The rise itself is not surprising. The traditional TV industry needed some kind of transformation and Internet based content (provided by OTT communications) appeared to be the perfect candidate. And as more and more people want to get rid of cords and prefer to choose the show to watch by themselves, the number of “connected TV devices” is going to be on the rise for at least a couple more years.
An Opportunity — Targeted advertising
Another technology associated with CTV is addressability. It allows particular content to be shown to particular viewers from the perspective of what they find interesting. CTV provides inter alia Programmatic TV advertising solutions including Addressable TV. Let’s focus on those briefly.
Programmatic TV is the method that allows advertisers to buy inventory algorithmically, possibly including TV spot placement in any television ad inventory. Addressable TV stands for the ability to provide viewers with targeted ads. In theory, people in different households watching the same content can receive different ad spots thanks to dynamic ad insertion.
Targeted advertising is one of the most attractive features of CTV for publishers and advertisers alike. It allows them to perform the most precise targeting and reach their future clients with a slim chance to miss.
An Opportunity — Measurement
Internet integration gives Connected Television greater opportunities to estimate the efficiency of ad campaigns as compared to linear TV. Currently, advertisers can gather video completion rate statistics and see how successful their advertising campaign is, not to mention the tracking metrics provided by SSP. This is the level of measurability that linear TV isn’t able to rival.
So, CTV is more efficient in terms of advertising campaign tracking. For example, you can gather metrics similar to what digital advertising provides, such as viewability, impression numbers, view rate, etc. However, the sheer amount of existing platforms doesn’t contribute to it, so it is no small task to gather metrics from all the devices.
A Challenge — Platform fragmentation
Connected TV is a honey pie not only for advertisers, but also for broadcasters. For this reason there are not just one, two, or even three platforms but rather a number of them, e.g. Roku, Apple TV, Google Chromecast, Amazon Fire TV, Nexus Player, NVIDIA Shield, etc. The difficulty is that the media inventory is also spread among all these OTT devices.
The variety makes publishers create apps for each and every platform impelled by their intention to reach a larger audience. As a result, the diversity of apps only makes the process more complicated.
A Challenge — Ads tracking on different platforms
Most websites and platforms use various tracking tools such as cookies and IP recognition to identify their users. This approach is especially efficient in advertising campaigns as it avoids presenting the same ads to the same user.

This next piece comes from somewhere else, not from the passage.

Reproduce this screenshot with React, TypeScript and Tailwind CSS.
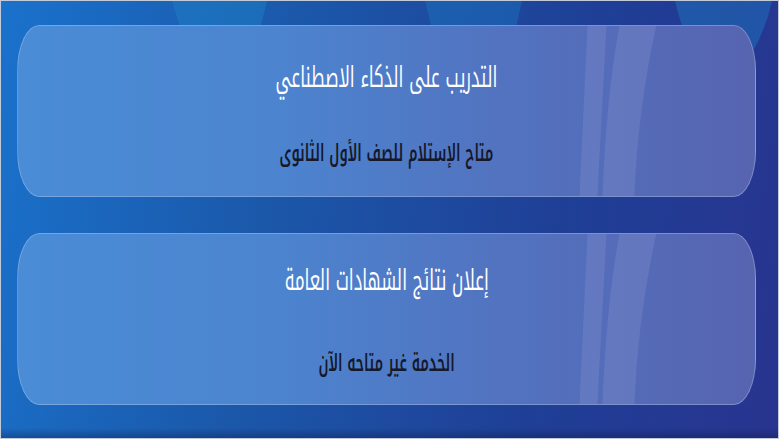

Unfortunately, it doesn’t work so well for Connected TV. The above-mentioned platform fragmentation contributes a lot to it. The matter is, the amount of existing platforms makes it very difficult to identify the same user viewing content on different devices. As a result they may receive the same ads over and over on all the platforms despite the fact they have already seen it. That can be a disservice rather than a benefit.
There is no exclusive ads tracking method applicable to every service. Gathering statistics requires that different data providers be addressed, and their feedback, related to the target platforms. The challenge only grows more complicated as a new measurement option appears.
A Challenge — Ecosystem complexity and media sales
The ecosystems the clients use are quite complex and comprise various platforms and apps such as Smart TV, game consoles, set-top boxes, etc. The huge number of parties involved makes media purchasing segmented and resource-intensive. It turns out that every app sends an ad request and then receives a bid response as two unrelated chunks of data. It complicates the entire system and increases the cost due to extra app integration.
One will need an entirely automated and efficient solution to address the issue. This is where Adoppler steps in with its Exchange that offers such a solution. It ensures integration between the apps and ad exchange via a custom proxy that coerces the publisher-specific request to a common format. In other words, the solution customizes a particular publisher product to the needs of the entire ecosystem.
Forecasts for CTV
CTV audience is growing rapidly and that’s a proven fact. According to eMarketer, the US-alone share of CTV users is going to be more than 60% before 2022 as compared to 55.5% in 2018. People choose CTV over linear TV and it would be wise to follow the trends and make money off it.
E.g. in the UK the value of CTV advertising rose from €110 mln. to €220 mln., according to the IAB report. In Germany and France the situation is even more representative with a rise from €50 mln. to €125 mln., and from €35 mln. to €240 mln., respectively.
There is still progress to be made, and of course linear TV won’t lose ground all that easily. But sooner or later it will have to transform itself into CTV. Being among the pioneers is definitely going to pay off.